── Data
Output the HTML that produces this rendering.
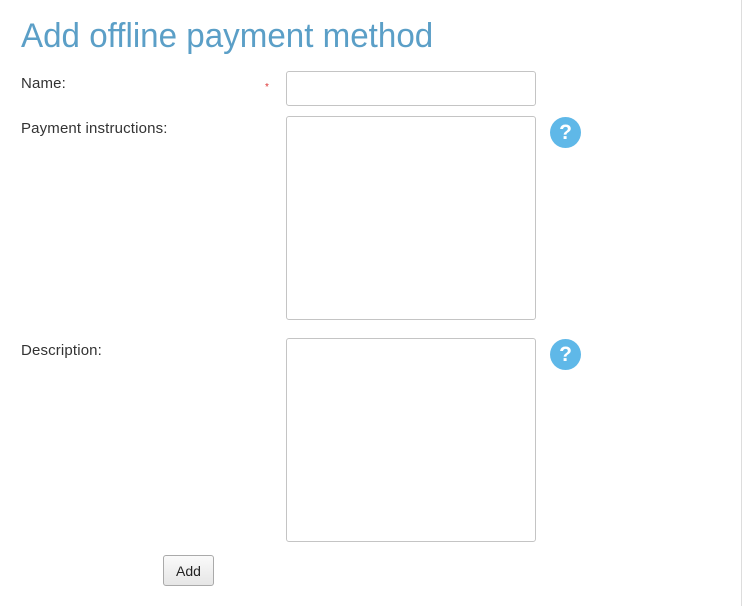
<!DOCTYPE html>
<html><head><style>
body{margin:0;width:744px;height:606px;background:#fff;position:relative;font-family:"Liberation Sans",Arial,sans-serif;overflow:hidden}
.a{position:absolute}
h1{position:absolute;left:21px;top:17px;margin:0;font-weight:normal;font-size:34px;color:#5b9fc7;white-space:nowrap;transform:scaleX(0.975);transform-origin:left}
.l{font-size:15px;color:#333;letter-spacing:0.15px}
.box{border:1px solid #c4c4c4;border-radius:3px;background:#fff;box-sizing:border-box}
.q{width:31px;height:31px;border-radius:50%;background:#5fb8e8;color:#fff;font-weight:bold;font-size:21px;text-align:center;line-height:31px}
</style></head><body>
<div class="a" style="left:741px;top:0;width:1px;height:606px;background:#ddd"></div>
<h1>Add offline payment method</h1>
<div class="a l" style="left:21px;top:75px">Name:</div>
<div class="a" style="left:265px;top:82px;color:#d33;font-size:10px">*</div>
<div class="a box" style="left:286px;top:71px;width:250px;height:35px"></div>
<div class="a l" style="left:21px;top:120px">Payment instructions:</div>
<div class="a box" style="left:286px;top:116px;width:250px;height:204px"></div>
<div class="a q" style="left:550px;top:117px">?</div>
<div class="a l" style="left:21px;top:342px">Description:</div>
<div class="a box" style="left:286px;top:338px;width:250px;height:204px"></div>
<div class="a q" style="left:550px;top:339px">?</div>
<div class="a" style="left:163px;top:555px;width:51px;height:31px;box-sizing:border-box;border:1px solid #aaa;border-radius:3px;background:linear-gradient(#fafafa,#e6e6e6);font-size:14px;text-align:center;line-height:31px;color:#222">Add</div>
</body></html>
────
Instruction -
In your copy of the listing above, reproduce each line exactly and omit all pictures.

Correct result -
Output the HTML that produces this rendering.
<!DOCTYPE html>
<html><head><style>
body{margin:0;width:744px;height:606px;background:#fff;position:relative;font-family:"Liberation Sans",Arial,sans-serif;overflow:hidden}
.a{position:absolute}
h1{position:absolute;left:21px;top:17px;margin:0;font-weight:normal;font-size:34px;color:#5b9fc7;white-space:nowrap;transform:scaleX(0.975);transform-origin:left}
.l{font-size:15px;color:#333;letter-spacing:0.15px}
.box{border:1px solid #c4c4c4;border-radius:3px;background:#fff;box-sizing:border-box}
.q{width:31px;height:31px;border-radius:50%;background:#5fb8e8;color:#fff;font-weight:bold;font-size:21px;text-align:center;line-height:31px}
</style></head><body>
<div class="a" style="left:741px;top:0;width:1px;height:606px;background:#ddd"></div>
<h1>Add offline payment method</h1>
<div class="a l" style="left:21px;top:75px">Name:</div>
<div class="a" style="left:265px;top:82px;color:#d33;font-size:10px">*</div>
<div class="a box" style="left:286px;top:71px;width:250px;height:35px"></div>
<div class="a l" style="left:21px;top:120px">Payment instructions:</div>
<div class="a box" style="left:286px;top:116px;width:250px;height:204px"></div>
<div class="a q" style="left:550px;top:117px">?</div>
<div class="a l" style="left:21px;top:342px">Description:</div>
<div class="a box" style="left:286px;top:338px;width:250px;height:204px"></div>
<div class="a q" style="left:550px;top:339px">?</div>
<div class="a" style="left:163px;top:555px;width:51px;height:31px;box-sizing:border-box;border:1px solid #aaa;border-radius:3px;background:linear-gradient(#fafafa,#e6e6e6);font-size:14px;text-align:center;line-height:31px;color:#222">Add</div>
</body></html>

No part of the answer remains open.